LLM-Augmented Active Learning for Email Topic Classification

Fall 2025 — CSCI 5541 NLP: Class Project

Josh Krueger - krueg709@umn.edu

Team: Actively Learning

Abstract

I investigate reducing human labeling effort on an email topic classification task by augmenting pool-based active learning with LLM-generated (synthetic) labels and LLM-guided human selection. Using a K-Means initialization and a robust, calibrated SVM student model, we show LLM-augmented strategies increase label efficiency in simulation experiments (see plots below).

System Architecture

A high-level schematic: embeddings + SVM student are combined with LLM synthetic labeling and LLM strategic selection to reduce human labeling needs.

Teaser image

Introduction / Background / Motivation

Goal: Reduce human labels required for accurate email topic models by leveraging LLMs for labeling and selection.

Context: Standard pool-based active learning selects uncertain examples from an embedding space (we use precomputed embeddings in `embeddings_matrix.npy`). However, many examples can be reliably labeled by a modern LLM — if used carefully this can save human effort.

Impact: Lower annotation cost and faster iterations for domain-specific classifiers while maintaining accuracy.

Approach

Pipeline: (1) precompute embeddings, (2) initialize labeled set with K-Means centroids, (3) train a robust SVM (wrapped with calibration), (4) run active learning iterations where we either query humans (uncertainty or LLM-strategic selection) or request batch LLM labels, (5) re-train with weighted synthetic labels.

Key components: Core active learning loops with LLM integration, an interactive notebook demonstrating experimental runs, precomputed embeddings, and a dataset with email subjects and bodies.

LLM usage: We use a Gemini flash model for batched JSON output. The LLM returns synthetic labels for many items and a separate strategic-selection prompt can return which items to send to humans.

Results

Evaluation: Simulated experiments compare (1) standard uncertainty sampling AL, (2) LLM-augmented labeling AL, and (3) LLM-strategic AL. We measure accuracy on held-out data vs number of human labels.

Table 1. Summary of experiment conditions
Experiment	Standard AL	LLM-Labeling AL	LLM-Strategic AL
Metric	Accuracy vs Labels	Accuracy vs Labels	Accuracy vs Labels
Notes	Baseline uncertainty sampling	LLM provides synthetic labels (discounted weight)	LLM selects which examples humans should label

Figure: Example accuracy curves (notebook `active_learning.ipynb` reproduces these runs).

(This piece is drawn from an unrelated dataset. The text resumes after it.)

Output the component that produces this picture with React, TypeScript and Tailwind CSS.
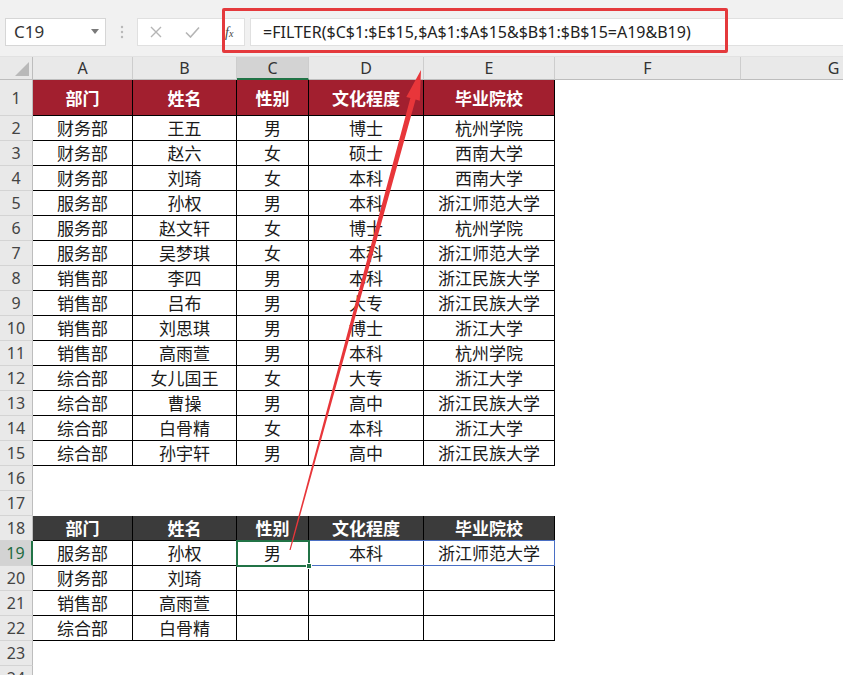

Conclusion and Future Work

LLM-augmented active learning shows promise to reduce human labeling budgets. Reproducibility requires the dataset, precomputed embeddings, and a (possibly paid) LLM API key to recreate synthetic-label experiments. Future work: improved prompt engineering, calibration of synthetic label weights, and an interactive human-in-the-loop labeling UI.